William Carrick. Russian Types. Saint-Petersburg. 1860s. Gelatin silver print. Private collection
Unknown photographer. Summer in the Ancestral Estate of Piotr Durnovo (Russian Interior Minister), Treskino, Saratov Government. 1914. Gelatin silver print. Nadezhda Durnovo Archive
Unknown photographer. Automobile-Sledge of Nicholas II in the Hands of Revolutionary Masses. Petrograd. 1917. Yakov Shteinberg. First Days of the Revolution. Petrograd. 1917. Gelatin silver print. Private collection
Arkady Shaikhet. Meeting at a Collective Farm. 1928. Foot-Messengers and Wanderers. 1924. Gelatin silver print. Private collection
Yury Rybchinsky. Stall. Belgorod Region. 1970s. ‘After a friendly visit’. Pereslavl-Zalessky. 1979. Gelatin silver print. Artist’s collection
Alexander Rodchenko. Daughter. Moscow. 1927. Mother and Daughter. Moscow. 1926. Mother, Daughter and Wife. Moscow. 1930. Gelatin silver print. Private collection
Yelizaveta Mikulina. ‘Have a light’. A Concert for the Convalescent. Sons Visiting their Father. The Arriving Wounded are Being Welcomed by a Cup of Tea. Evacuation Hospital #2386. 1942. Gelatin silver print. Private collection
Viacheslav Butuzov. Bathing One’s Daughter in a Communal Flat. Moscow. 1952. Gelatin silver print. Private collection
exhibition is over
The ’Little Photographs’ exhibition presents unique photographic materials by such classics of Russian photography as Alexander Rodchenko, Sergei Prokudin-Gorsky, William Carrick, Georgy Zelma, Arkady Shaikhet and Dmitri Baltermants, by recognised contemporary photographers like Yuri Rybchinsky, Vladimir Filonov, Viktor Akhlomov and Sergey Burasovsky, and also by unknown photographers.
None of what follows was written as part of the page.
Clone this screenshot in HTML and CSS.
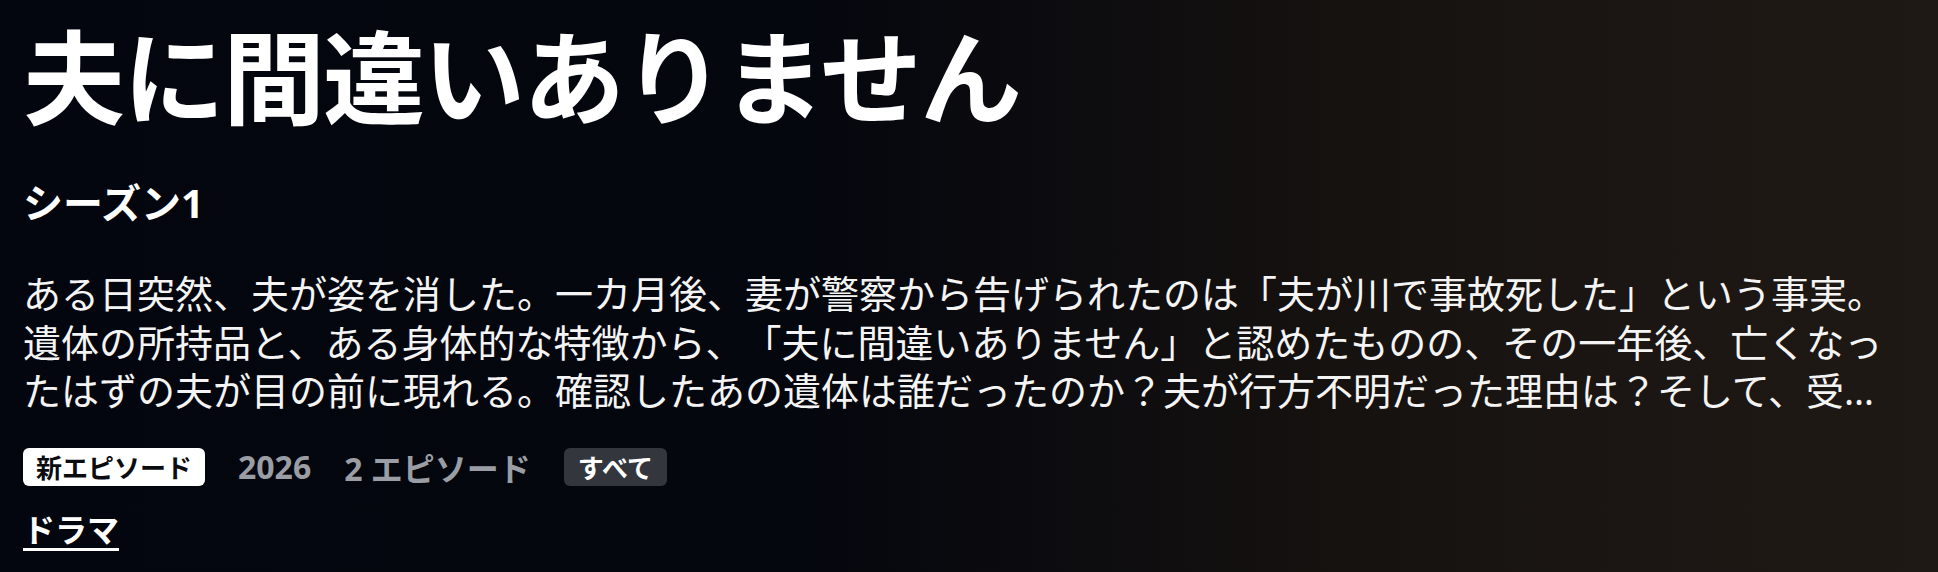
FILE: index.html
```html
<!DOCTYPE html>
<html lang="ja">
<head>
<meta charset="utf-8">
<link rel="stylesheet" href="styles.css">
</head>
<body>
<div class="hero">
  <div class="details">
    <h1 class="title">夫に間違いありません</h1>
    <h2 class="season">シーズン1</h2>
    <p class="synopsis">ある日突然、夫が姿を消した。一カ月後、妻が警察から告げられたのは「夫が川で事故死した」という事実。遺体の所持品と、ある身体的な特徴から、「夫に間違いありません」と認めたものの、その一年後、亡くなったはずの夫が目の前に現れる。確認したあの遺体は誰だったのか？夫が行方不明だった理由は？そして、受け取った保険金はどうなるのか。妻は真相を追い始める。</p>
    <div class="meta">
      <span class="badge badge-new">新エピソード</span>
      <span class="meta-text">2026</span>
      <span class="meta-text">2 エピソード</span>
      <span class="badge badge-rating">すべて</span>
    </div>
    <a class="genre" href="#">ドラマ</a>
  </div>
</div>
</body>
</html>
```

FILE: styles.css
```css
html, body {
  margin: 0;
  padding: 0;
}
body {
  width: 1938px;
  height: 572px;
  overflow: hidden;
  font-family: "Noto Sans", "Noto Sans CJK JP", sans-serif;
  color: #ffffff;
  background: #04070f;
  text-spacing-trim: space-all;
}
.hero {
  width: 1938px;
  height: 572px;
  background:
    linear-gradient(to right, #03060e 0%, #05070e 42%, #0d0c0f 56%, #16120f 70%, #1b1613 84%, #1f1915 100%);
}
.details {
  padding: 22px 0 0 23px;
  width: 1880px;
}
.title {
  margin: 0;
  font-size: 102px;
  line-height: 102px;
  font-weight: 700;
  letter-spacing: -2px;
  font-family: "Noto Sans CJK JP", sans-serif;
}
.season {
  margin: 55px 0 0;
  font-size: 40px;
  line-height: 48px;
  font-weight: 700;
}
.synopsis {
  margin: 42px 0 0;
  font-size: 38px;
  line-height: 48.5px;
  font-weight: 400;
  color: #f4f4f4;
  text-spacing-trim: space-all;
  display: -webkit-box;
  -webkit-line-clamp: 3;
  -webkit-box-orient: vertical;
  overflow: hidden;
}
.meta {
  margin-top: 33px;
  display: flex;
  align-items: center;
  gap: 33px;
  height: 38px;
}
.badge {
  display: inline-flex;
  align-items: center;
  height: 38px;
  padding: 0 14px;
  border-radius: 6px;
  font-size: 26px;
  font-weight: 700;
  box-sizing: border-box;
}
.badge-new {
  background: #ffffff;
  color: #0a0c10;
  padding: 0 13px;
}
.badge-rating {
  background: #33363d;
  color: #ffffff;
}
.meta-text {
  font-size: 32px;
  font-weight: 700;
  color: #9a9ea4;
}
.genre {
  display: inline-block;
  margin-top: 26px;
  font-size: 32px;
  line-height: 36px;
  font-weight: 700;
  color: #ffffff;
  text-decoration: underline;
  text-decoration-thickness: 3px;
  text-underline-offset: 6px;
}
```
The exhibits include numerous contact prints, test sheets, studio portraits intended as ’mementos’, congratulatory photo cards, sketches of everyday life and experimental versions of photographs the audience will already know from final prints. Especially valuable are images never previously printed and preserved only as test shots — for example, a number of photographs by A. Rodchenko.
In our day-to-day existence we have all used photographs of widely differing sizes. The most appropriate dimensions for exhibitions were from 30×40 cm up to several metres. Prints of 24×30 or 18×24 cm were utilised for publication in newspapers and magazines. The most popular size for family albums was 9×12 cm. Official documents required snapshots of 6×4 or 3×4 cm. Professional photographers made contact prints or test prints measuring from 24×36 mm to 9×12 cm for working with or storing negatives.
There was huge demand for print runs of photo postcards (10×15 cm). Photographers were keen to print photographic miniatures that were then used as gifts to friends or greeting cards.
Developments in technology and computer science have simply eradicated the demand for many small forms of photography: contact and test prints have been replaced by digital files, domestic albums by online galleries on Odnoklassniki, Facebook, etc.
In this exhibition we show the remarkable refinement of the vanishing small photograph, an art object that is no less compelling than large-scale images.